AIM >> Find the lines that contain the word "components" and copy each one.
* * * * * * * * *
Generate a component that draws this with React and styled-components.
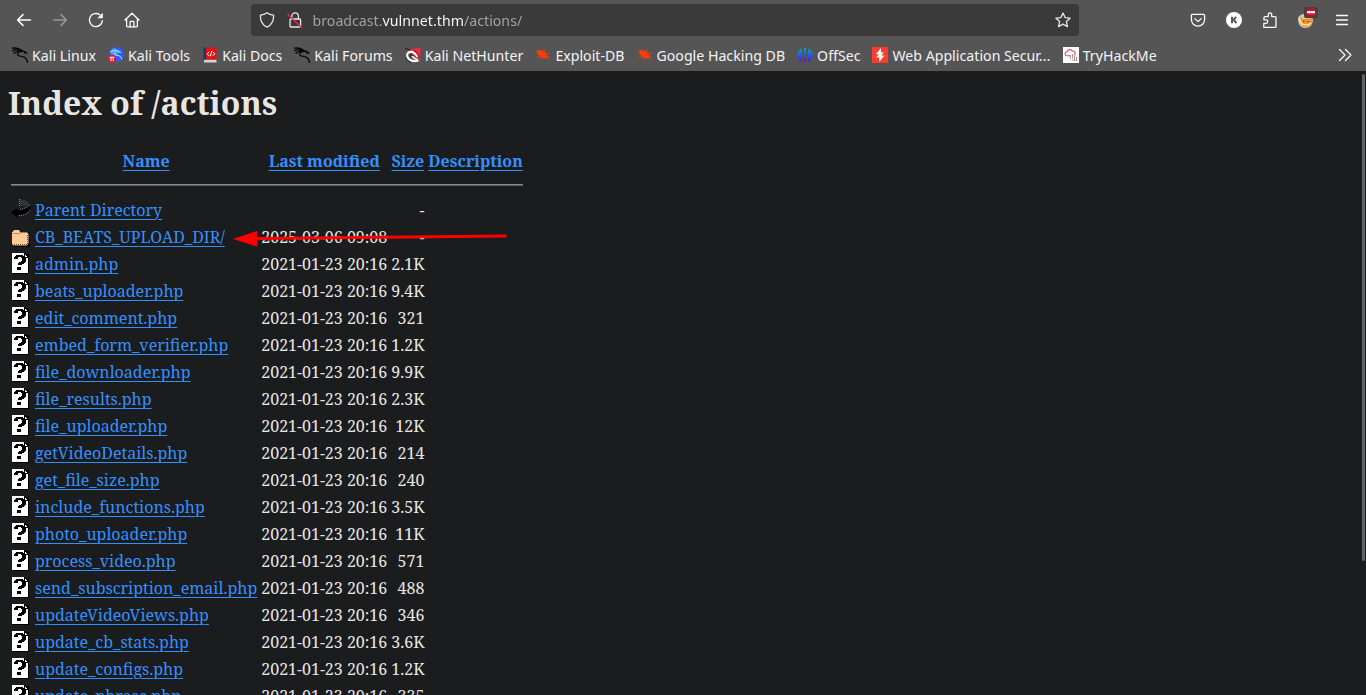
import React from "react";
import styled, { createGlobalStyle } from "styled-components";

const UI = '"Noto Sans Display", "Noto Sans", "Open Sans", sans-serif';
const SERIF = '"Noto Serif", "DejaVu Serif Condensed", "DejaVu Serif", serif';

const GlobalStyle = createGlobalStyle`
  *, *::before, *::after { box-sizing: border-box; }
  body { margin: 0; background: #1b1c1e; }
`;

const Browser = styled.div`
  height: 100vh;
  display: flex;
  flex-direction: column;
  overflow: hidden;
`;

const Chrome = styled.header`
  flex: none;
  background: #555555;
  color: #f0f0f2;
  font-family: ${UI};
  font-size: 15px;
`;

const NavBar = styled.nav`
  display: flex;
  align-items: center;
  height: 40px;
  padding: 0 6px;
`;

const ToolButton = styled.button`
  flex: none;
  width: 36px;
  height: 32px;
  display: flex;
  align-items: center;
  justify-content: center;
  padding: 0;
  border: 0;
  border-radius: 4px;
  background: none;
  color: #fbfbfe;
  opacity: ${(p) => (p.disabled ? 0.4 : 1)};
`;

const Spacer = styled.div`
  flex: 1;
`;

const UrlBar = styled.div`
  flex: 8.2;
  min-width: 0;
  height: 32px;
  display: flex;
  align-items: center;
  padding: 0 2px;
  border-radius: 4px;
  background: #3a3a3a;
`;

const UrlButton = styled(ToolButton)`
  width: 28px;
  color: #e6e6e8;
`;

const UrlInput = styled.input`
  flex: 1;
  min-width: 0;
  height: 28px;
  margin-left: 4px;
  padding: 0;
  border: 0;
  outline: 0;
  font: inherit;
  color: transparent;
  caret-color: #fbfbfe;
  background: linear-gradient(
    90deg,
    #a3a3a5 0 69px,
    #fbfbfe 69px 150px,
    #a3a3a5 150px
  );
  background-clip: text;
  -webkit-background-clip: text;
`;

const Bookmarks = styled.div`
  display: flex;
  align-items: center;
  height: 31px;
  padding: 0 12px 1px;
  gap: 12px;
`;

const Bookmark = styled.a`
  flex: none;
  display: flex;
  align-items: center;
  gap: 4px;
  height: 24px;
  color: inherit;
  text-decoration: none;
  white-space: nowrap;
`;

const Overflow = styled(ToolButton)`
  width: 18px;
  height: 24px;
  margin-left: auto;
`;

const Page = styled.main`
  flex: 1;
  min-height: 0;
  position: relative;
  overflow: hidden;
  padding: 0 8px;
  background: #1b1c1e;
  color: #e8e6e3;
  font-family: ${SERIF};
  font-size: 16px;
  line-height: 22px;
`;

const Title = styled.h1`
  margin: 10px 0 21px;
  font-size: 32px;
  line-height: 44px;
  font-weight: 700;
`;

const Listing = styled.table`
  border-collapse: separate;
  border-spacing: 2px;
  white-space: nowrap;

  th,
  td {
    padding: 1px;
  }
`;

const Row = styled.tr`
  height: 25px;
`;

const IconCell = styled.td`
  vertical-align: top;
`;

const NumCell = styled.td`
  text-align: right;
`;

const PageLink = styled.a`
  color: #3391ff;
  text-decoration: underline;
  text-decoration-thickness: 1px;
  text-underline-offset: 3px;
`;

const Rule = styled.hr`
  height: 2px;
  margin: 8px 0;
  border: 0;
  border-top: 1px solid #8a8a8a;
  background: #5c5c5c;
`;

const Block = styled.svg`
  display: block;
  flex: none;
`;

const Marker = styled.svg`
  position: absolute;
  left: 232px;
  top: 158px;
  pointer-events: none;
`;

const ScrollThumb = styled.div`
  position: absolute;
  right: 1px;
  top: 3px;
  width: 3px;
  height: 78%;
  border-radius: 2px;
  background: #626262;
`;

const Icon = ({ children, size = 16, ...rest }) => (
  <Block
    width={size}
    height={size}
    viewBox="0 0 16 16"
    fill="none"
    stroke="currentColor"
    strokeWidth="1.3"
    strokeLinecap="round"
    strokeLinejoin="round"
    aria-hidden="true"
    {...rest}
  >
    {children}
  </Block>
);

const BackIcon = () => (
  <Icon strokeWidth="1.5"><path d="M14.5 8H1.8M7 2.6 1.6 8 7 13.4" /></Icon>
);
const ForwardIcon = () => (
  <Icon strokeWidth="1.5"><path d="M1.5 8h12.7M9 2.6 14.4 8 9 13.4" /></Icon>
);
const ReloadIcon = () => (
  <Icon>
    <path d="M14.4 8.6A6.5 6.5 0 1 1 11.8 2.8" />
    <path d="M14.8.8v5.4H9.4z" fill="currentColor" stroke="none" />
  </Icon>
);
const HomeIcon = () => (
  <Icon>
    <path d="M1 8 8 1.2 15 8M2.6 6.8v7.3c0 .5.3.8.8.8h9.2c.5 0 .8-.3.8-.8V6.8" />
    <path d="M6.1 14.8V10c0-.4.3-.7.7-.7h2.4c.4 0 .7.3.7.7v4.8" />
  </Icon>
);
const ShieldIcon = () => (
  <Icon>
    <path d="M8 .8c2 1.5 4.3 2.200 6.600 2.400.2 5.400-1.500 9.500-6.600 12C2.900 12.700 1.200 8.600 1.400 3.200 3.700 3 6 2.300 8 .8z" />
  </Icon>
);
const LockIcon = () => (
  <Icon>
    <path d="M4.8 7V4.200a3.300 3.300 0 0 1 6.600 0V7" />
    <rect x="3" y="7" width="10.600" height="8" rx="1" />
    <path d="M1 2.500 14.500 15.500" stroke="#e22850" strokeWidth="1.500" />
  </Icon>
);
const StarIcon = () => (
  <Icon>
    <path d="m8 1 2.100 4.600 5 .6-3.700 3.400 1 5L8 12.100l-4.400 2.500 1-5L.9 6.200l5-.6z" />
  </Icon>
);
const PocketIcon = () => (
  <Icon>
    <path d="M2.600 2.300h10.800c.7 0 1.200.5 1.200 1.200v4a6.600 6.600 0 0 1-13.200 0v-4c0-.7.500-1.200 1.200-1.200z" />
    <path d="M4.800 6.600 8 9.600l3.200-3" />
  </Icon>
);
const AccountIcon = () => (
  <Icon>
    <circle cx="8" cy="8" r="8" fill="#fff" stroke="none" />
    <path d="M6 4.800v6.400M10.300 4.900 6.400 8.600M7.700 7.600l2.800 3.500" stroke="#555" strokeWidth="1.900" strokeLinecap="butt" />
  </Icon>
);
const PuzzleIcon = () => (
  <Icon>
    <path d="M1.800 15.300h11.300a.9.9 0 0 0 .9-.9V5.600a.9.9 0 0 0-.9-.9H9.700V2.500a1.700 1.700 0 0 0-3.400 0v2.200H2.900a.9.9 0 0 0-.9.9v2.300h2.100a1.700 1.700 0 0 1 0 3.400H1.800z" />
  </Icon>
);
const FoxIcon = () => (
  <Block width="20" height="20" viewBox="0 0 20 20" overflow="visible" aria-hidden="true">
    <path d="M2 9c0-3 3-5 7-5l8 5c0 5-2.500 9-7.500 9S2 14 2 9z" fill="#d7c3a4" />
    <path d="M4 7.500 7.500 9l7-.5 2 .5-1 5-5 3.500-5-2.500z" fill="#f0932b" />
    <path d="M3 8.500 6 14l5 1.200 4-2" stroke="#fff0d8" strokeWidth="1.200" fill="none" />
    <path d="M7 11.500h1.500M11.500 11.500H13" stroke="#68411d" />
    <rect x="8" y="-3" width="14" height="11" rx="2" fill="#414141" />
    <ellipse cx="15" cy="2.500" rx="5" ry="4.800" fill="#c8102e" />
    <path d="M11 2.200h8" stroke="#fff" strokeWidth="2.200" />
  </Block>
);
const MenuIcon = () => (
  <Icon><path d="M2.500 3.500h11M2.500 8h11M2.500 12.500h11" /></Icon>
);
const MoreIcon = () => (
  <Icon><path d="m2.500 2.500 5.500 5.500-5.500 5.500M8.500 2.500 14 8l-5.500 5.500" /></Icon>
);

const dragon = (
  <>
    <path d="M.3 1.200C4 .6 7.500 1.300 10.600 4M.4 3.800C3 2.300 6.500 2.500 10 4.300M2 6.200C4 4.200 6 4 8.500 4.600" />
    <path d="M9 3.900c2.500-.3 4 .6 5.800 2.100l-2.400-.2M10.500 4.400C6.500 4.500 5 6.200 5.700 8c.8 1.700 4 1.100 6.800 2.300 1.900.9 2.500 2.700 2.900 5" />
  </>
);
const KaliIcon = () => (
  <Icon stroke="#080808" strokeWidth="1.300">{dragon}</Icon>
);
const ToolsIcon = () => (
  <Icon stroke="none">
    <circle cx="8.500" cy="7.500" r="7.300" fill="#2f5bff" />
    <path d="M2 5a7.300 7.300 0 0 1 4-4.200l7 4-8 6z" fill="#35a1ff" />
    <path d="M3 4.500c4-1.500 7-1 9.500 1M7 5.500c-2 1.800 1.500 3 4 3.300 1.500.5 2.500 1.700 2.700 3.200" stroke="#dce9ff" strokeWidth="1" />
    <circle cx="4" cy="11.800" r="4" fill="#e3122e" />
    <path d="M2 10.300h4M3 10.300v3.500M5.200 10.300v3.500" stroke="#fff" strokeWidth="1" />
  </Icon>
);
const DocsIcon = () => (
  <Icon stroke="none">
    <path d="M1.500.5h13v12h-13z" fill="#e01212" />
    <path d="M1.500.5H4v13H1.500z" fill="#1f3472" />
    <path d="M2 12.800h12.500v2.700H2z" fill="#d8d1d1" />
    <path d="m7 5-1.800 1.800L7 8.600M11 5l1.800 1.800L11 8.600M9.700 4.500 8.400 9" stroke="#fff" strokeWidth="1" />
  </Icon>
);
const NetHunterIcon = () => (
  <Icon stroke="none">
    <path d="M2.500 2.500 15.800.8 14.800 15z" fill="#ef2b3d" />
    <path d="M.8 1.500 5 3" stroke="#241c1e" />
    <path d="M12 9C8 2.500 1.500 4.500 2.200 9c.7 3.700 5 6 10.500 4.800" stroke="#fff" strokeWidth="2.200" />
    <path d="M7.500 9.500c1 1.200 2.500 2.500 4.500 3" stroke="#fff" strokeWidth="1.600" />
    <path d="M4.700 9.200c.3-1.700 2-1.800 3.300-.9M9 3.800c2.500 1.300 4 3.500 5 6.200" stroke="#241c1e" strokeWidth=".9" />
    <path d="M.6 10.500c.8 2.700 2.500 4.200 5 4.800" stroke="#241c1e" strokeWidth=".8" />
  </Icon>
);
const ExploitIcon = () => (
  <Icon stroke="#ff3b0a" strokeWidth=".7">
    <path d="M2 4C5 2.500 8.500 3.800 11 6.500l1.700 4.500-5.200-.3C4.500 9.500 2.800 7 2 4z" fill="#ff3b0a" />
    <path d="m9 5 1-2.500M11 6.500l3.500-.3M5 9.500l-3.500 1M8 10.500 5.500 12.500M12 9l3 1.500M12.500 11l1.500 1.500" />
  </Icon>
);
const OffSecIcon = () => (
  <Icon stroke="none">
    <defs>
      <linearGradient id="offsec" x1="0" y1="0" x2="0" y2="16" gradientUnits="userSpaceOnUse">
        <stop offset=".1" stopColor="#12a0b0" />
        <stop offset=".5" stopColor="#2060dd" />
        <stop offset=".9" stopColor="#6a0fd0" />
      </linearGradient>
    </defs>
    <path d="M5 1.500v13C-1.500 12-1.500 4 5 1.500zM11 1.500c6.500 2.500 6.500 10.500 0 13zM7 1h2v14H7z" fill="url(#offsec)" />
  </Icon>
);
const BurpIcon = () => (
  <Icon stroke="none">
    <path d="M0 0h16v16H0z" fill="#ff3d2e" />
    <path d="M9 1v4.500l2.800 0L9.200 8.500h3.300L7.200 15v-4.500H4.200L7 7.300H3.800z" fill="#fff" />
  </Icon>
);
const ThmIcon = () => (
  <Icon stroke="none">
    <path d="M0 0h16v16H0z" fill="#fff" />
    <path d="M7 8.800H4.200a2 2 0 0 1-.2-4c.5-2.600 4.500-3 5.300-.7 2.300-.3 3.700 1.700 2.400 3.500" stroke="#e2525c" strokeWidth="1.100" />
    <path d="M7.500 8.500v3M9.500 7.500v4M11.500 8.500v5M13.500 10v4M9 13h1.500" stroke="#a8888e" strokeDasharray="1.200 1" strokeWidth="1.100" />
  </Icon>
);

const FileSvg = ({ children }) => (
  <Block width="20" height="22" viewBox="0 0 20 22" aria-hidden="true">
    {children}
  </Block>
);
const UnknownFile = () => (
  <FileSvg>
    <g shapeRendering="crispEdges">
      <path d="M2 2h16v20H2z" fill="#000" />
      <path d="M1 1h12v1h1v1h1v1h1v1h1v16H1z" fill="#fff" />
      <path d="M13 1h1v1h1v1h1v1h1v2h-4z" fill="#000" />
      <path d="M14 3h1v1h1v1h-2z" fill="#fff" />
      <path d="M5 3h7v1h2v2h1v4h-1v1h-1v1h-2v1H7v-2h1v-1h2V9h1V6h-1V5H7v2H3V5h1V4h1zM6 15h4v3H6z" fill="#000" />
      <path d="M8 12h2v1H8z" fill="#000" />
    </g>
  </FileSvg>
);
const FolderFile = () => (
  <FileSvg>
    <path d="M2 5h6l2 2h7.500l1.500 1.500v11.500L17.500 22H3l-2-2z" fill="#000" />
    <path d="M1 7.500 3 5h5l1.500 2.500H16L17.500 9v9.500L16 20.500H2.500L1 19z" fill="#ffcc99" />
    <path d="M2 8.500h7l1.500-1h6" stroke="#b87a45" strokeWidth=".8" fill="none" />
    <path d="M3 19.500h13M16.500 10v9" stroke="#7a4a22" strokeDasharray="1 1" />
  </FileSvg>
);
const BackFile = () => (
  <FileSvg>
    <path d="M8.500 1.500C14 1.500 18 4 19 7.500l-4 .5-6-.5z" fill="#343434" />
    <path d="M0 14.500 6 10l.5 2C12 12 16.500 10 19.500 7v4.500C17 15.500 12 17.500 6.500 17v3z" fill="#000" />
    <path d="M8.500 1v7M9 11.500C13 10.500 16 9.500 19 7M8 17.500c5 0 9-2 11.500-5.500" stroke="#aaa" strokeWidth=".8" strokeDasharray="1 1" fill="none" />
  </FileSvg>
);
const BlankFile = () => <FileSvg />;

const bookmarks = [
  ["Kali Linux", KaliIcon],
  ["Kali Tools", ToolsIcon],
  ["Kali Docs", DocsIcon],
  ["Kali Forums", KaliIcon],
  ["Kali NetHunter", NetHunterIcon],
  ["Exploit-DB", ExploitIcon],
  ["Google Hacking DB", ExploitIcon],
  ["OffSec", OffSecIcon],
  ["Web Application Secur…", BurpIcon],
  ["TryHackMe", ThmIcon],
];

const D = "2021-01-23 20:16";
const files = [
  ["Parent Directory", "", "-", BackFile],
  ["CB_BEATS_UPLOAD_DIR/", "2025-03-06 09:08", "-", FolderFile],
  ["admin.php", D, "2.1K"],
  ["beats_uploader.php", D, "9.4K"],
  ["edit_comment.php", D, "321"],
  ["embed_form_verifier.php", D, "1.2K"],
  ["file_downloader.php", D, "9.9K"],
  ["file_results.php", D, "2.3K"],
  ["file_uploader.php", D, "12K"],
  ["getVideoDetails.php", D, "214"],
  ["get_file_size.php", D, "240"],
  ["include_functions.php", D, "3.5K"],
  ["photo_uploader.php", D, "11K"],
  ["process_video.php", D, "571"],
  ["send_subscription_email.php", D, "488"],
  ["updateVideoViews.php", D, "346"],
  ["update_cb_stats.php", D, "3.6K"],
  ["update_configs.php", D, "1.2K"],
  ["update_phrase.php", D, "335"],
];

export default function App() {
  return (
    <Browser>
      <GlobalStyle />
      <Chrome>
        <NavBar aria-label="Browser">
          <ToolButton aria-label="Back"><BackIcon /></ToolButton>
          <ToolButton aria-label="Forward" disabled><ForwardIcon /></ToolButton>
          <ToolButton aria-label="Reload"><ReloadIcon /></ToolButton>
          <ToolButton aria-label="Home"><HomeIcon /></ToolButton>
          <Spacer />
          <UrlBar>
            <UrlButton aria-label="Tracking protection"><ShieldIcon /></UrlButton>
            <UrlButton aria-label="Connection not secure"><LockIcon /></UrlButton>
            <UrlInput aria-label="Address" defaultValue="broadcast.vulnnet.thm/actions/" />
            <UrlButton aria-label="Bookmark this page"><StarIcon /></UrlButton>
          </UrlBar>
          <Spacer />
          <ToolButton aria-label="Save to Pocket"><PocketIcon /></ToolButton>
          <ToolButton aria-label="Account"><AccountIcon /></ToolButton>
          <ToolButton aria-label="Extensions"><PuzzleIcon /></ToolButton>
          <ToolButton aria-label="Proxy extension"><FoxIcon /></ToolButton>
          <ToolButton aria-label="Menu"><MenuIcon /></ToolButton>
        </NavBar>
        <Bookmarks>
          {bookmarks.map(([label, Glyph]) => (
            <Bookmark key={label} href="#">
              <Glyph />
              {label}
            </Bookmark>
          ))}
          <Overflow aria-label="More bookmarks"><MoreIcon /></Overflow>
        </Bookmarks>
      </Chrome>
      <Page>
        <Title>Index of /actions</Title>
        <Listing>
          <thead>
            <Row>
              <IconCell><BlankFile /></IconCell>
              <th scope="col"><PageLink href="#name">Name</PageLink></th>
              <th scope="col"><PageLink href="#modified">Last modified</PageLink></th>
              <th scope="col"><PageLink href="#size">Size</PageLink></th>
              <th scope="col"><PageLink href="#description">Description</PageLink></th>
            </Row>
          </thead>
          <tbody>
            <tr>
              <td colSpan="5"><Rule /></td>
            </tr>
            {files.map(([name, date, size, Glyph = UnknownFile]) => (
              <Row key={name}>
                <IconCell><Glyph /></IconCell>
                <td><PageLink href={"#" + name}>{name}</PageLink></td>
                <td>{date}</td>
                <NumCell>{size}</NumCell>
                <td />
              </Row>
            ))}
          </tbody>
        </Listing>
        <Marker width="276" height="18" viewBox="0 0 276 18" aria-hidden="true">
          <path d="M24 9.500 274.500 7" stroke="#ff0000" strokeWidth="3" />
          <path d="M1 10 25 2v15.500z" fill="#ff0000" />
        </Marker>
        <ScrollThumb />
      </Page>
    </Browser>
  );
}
* * * * * * * * *
ANSWER FOR THIS EXERCISE >>
Generate a component that draws this with React and styled-components.
import styled, { createGlobalStyle } from "styled-components";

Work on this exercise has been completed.